Muegge worked for many years for Eli Lilly and Co. and Elanco Animal Health, and she briefly co-owned B.C. Brew and A.D. Bleu denim boutique, a combination coffee shop and clothing store located in downtown Greenfield.
But Muegge was “a woman after God’s own heart,” her son said. She volunteered with various nonprofit organizations and churches for many years, meeting new people and encouraging them to find the path that made them happy.
Muegge woke up every morning wanting to serve others, her husband, Jeff, said in a statement to the Daily Reporter.
Whether it was an at-risk family from across the county or a member of the tight-knit community at Eastern Hancock Schools, where her three children attended school, she was always willing to help.
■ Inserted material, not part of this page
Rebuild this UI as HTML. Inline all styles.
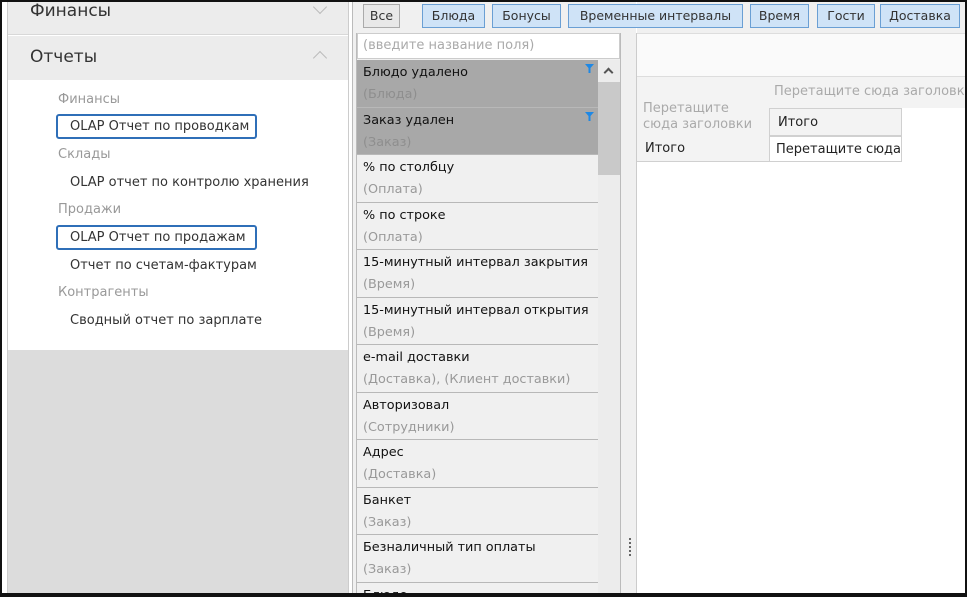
<!DOCTYPE html>
<html><head><meta charset="utf-8"><style>
*{box-sizing:border-box;margin:0;padding:0}
html,body{width:967px;height:597px;overflow:hidden}
body{background:#fff;font-family:"DejaVu Sans","Liberation Sans",sans-serif;font-size:13px;color:#222;position:relative}
.abs{position:absolute}
.frame{position:absolute;left:0;top:0;width:967px;height:597px;border:2px solid #111;border-bottom-width:4px;pointer-events:none;z-index:10}
.tab{position:absolute;top:4px;height:24px;border:1px solid #6a9fd4;background:#cfe3f7;font-size:12.5px;line-height:22px;text-align:center;color:#333;z-index:3;white-space:nowrap}
.item{position:absolute;left:357px;width:241px;height:47.5px;border-bottom:1.5px solid #b8b8b8;background:#f0f0f0;padding-left:6px;overflow:hidden}
.item .t{position:absolute;top:5px;left:6px;font-size:12.8px;color:#111;white-space:nowrap}
.item .s{position:absolute;top:27px;left:6px;font-size:12.8px;color:#999;white-space:nowrap}
.item.sel{background:#a8a8a8}
.item.sel .s{color:#8e8e8e}
.lnk{position:absolute;left:70px;font-size:13px;color:#333;white-space:nowrap}
.grp{position:absolute;left:58px;font-size:13px;color:#999}
.box{position:absolute;left:56px;width:201px;height:25px;border:2px solid #2f6fb8;border-radius:3px}
.clip{position:absolute;left:0;top:0;width:967px;height:597px;overflow:hidden}
</style></head><body><div class="clip">
<div class="abs" style="left:8px;top:0;width:340px;height:35px;background:#ececec;border-bottom:1px solid #d8d8d8"></div>
<div class="abs" style="left:30px;top:1px;font-size:17px;color:#333">Финансы</div>
<div class="abs" style="left:315px;top:2px;width:10px;height:10px;border-right:1.5px solid #bbb;border-bottom:1.5px solid #bbb;transform:rotate(45deg)"></div>
<div class="abs" style="left:8px;top:36px;width:340px;height:44px;background:#ececec"></div>
<div class="abs" style="left:30px;top:47px;font-size:17px;color:#333">Отчеты</div>
<div class="abs" style="left:315px;top:53px;width:10px;height:10px;border-left:1.5px solid #bbb;border-top:1.5px solid #bbb;transform:rotate(45deg)"></div>
<div class="abs" style="left:8px;top:350px;width:340px;height:245px;background:#dcdcdc"></div>
<div class="abs" style="left:7px;top:0;width:1px;height:595px;background:#ccc"></div>
<div class="abs" style="left:348px;top:0;width:1px;height:595px;background:#ccc"></div>
<div class="abs" style="left:352px;top:0;width:1px;height:595px;background:#bbb"></div>
<div class="grp" style="top:92px">Финансы</div>
<div class="box" style="top:114px"></div>
<div class="lnk" style="top:119px">OLAP Отчет по проводкам</div>
<div class="grp" style="top:147px">Склады</div>
<div class="lnk" style="top:175px">OLAP отчет по контролю хранения</div>
<div class="grp" style="top:202px">Продажи</div>
<div class="box" style="top:225px"></div>
<div class="lnk" style="top:230px">OLAP Отчет по продажам</div>
<div class="lnk" style="top:258px">Отчет по счетам-фактурам</div>
<div class="grp" style="top:285px">Контрагенты</div>
<div class="lnk" style="top:313px">Сводный отчет по зарплате</div>
<div class="abs" style="left:353px;top:0;width:283px;height:597px;background:#f0f0f0"></div>
<div class="tab" style="left:363px;width:37px;background:#e8e8e8;border-color:#aaa">Все</div>
<div class="tab" style="left:422px;width:63px">Блюда</div>
<div class="tab" style="left:492px;width:69px">Бонусы</div>
<div class="abs" style="left:357px;top:33px;width:263px;height:26px;background:#fff;border:1px solid #ccc;padding:4px 5px;color:#aaa;font-size:13px">(введите название поля)</div>
<div class="abs" style="left:356px;top:33px;width:1px;height:564px;background:#bbb"></div>
<div class="abs" style="left:620px;top:33px;width:1px;height:564px;background:#bbb"></div>
<div class="item sel" style="top:60px"><span class="t">Блюдо удалено</span><span class="s">(Блюда)</span><svg class="abs" style="right:4px;top:4px" width="9" height="9" viewBox="0 0 9 9"><path d="M0 0H9L5.5 4V9H3.5V4Z" fill="#1e88e5"/></svg></div>
<div class="item sel" style="top:107.5px"><span class="t">Заказ удален</span><span class="s">(Заказ)</span><svg class="abs" style="right:4px;top:4px" width="9" height="9" viewBox="0 0 9 9"><path d="M0 0H9L5.5 4V9H3.5V4Z" fill="#1e88e5"/></svg></div>
<div class="item" style="top:155px"><span class="t">% по столбцу</span><span class="s">(Оплата)</span></div>
<div class="item" style="top:202.5px"><span class="t">% по строке</span><span class="s">(Оплата)</span></div>
<div class="item" style="top:250px"><span class="t">15-минутный интервал закрытия</span><span class="s">(Время)</span></div>
<div class="item" style="top:297.5px"><span class="t">15-минутный интервал открытия</span><span class="s">(Время)</span></div>
<div class="item" style="top:345px"><span class="t">e-mail доставки</span><span class="s">(Доставка), (Клиент доставки)</span></div>
<div class="item" style="top:392.5px"><span class="t">Авторизовал</span><span class="s">(Сотрудники)</span></div>
<div class="item" style="top:440px"><span class="t">Адрес</span><span class="s">(Доставка)</span></div>
<div class="item" style="top:487.5px"><span class="t">Банкет</span><span class="s">(Заказ)</span></div>
<div class="item" style="top:535px"><span class="t">Безналичный тип оплаты</span><span class="s">(Заказ)</span></div>
<div class="item" style="top:582.5px;height:14px;border-bottom:none"><span class="t">Блюдо</span></div>
<div class="abs" style="left:598px;top:60px;width:22px;height:537px;background:#ececec"></div>
<div class="abs" style="left:598px;top:82px;width:22px;height:93px;background:#c9c9c9"></div>
<div class="abs" style="left:605px;top:69px;width:7px;height:7px;border-left:2px solid #555;border-top:2px solid #555;transform:rotate(45deg)"></div>
<div class="abs" style="left:629px;top:538px;width:2px;height:18px;background:repeating-linear-gradient(#666 0 2px,transparent 2px 4px)"></div>
<div class="abs" style="left:636px;top:33px;width:331px;height:564px;background:#fff;border-left:1px solid #ccc"></div>
<div class="abs" style="left:637px;top:0;width:330px;height:33px;background:#f0f0f0"></div>
<div class="abs" style="left:637px;top:33px;width:330px;height:1px;background:#ddd"></div>
<div class="abs" style="left:637px;top:34px;width:330px;height:42px;background:#fafafa"></div>
<div class="abs" style="left:637px;top:76px;width:330px;height:32px;background:#f3f3f3;border-top:1px solid #ddd"></div>
<div class="abs" style="left:774px;top:84px;color:#aaa;font-size:13px;white-space:nowrap">Перетащите сюда заголовки</div>
<div class="abs" style="left:637px;top:108px;width:132px;height:28px;background:#f3f3f3"></div>
<div class="abs" style="left:643px;top:101px;color:#aaa;font-size:13px;line-height:16px">Перетащите<br>сюда заголовки</div>
<div class="abs" style="left:769px;top:108px;width:133px;height:28px;background:#f3f3f3;border:1px solid #d0d0d0;padding:6px 8px">Итого</div>
<div class="abs" style="left:637px;top:136px;width:265px;height:26px;border:1px solid #d0d0d0;border-left:none"></div>
<div class="abs" style="left:637px;top:136px;width:132px;height:26px;background:#f3f3f3;padding:5px 8px;border-bottom:1px solid #d0d0d0">Итого</div>
<div class="abs" style="left:769px;top:136px;width:133px;height:26px;border:1px solid #d0d0d0;padding:5px 6px;white-space:nowrap">Перетащите сюда</div>
<div class="tab" style="left:568px;width:175px">Временные интервалы</div>
<div class="tab" style="left:750px;width:59px">Время</div>
<div class="tab" style="left:817px;width:58px">Гости</div>
<div class="tab" style="left:880px;width:80px">Доставка</div>
</div>
<div class="frame"></div>
</body></html>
Every Friday night after a Royals football game, Muegge invited the team into her home to share dinner and breakfast the next morning, friends said; and as if to say “thank you,” the school’s varsity boys basketball team sported roses on their jerseys at its Friday night game.
It was one of a few gatherings over the weekend when students honored her memory. Muegge’s youngest son, A.J., is a member of the basketball team and a sophomore at Eastern Hancock High School.
For 14 years, Muegge visited with women who had been incarcerated in nearby prisons and jails. And that stewardship became a constant event on the family’s calendar, said Joel Hungate, her son.
“We knew every Thursday night Mom was going to whip up something quick for dinner, and then she’d be off,” Joel Hungate said of his mother’s weekly programs for inmates. “It became part of our family’s routine.”
Muegge was perhaps best known for the Feast of Plenty celebration, which served Thanksgiving Day meals to people in need, no questions asked. The program celebrated its 10th year in 2015, when Muegge cheerfully referred to the event as “the miracle on Apple Street.”
More than 900 meals were served, and hundreds of struggling families were given bags of groceries. The annual gathering was Muegge’s passion, and the event had become a well-oiled machine after so many years, friend Julie Lewis said.
The condolences Muegge’s family has received from those who were helped by her work have been humbling and a great comfort, Joel Hungate said. Muegge’s deep Christian faith was something she passed along to her children; that faith is the only thing bigger than the pain they are feeling, he said.
Muegge’s husband agreed.
“We are honored as a family that her works are recognized, but that was never her goal,” Jeff Muegge said. “(She was) always wanting to stand in the back and recognize all around her.”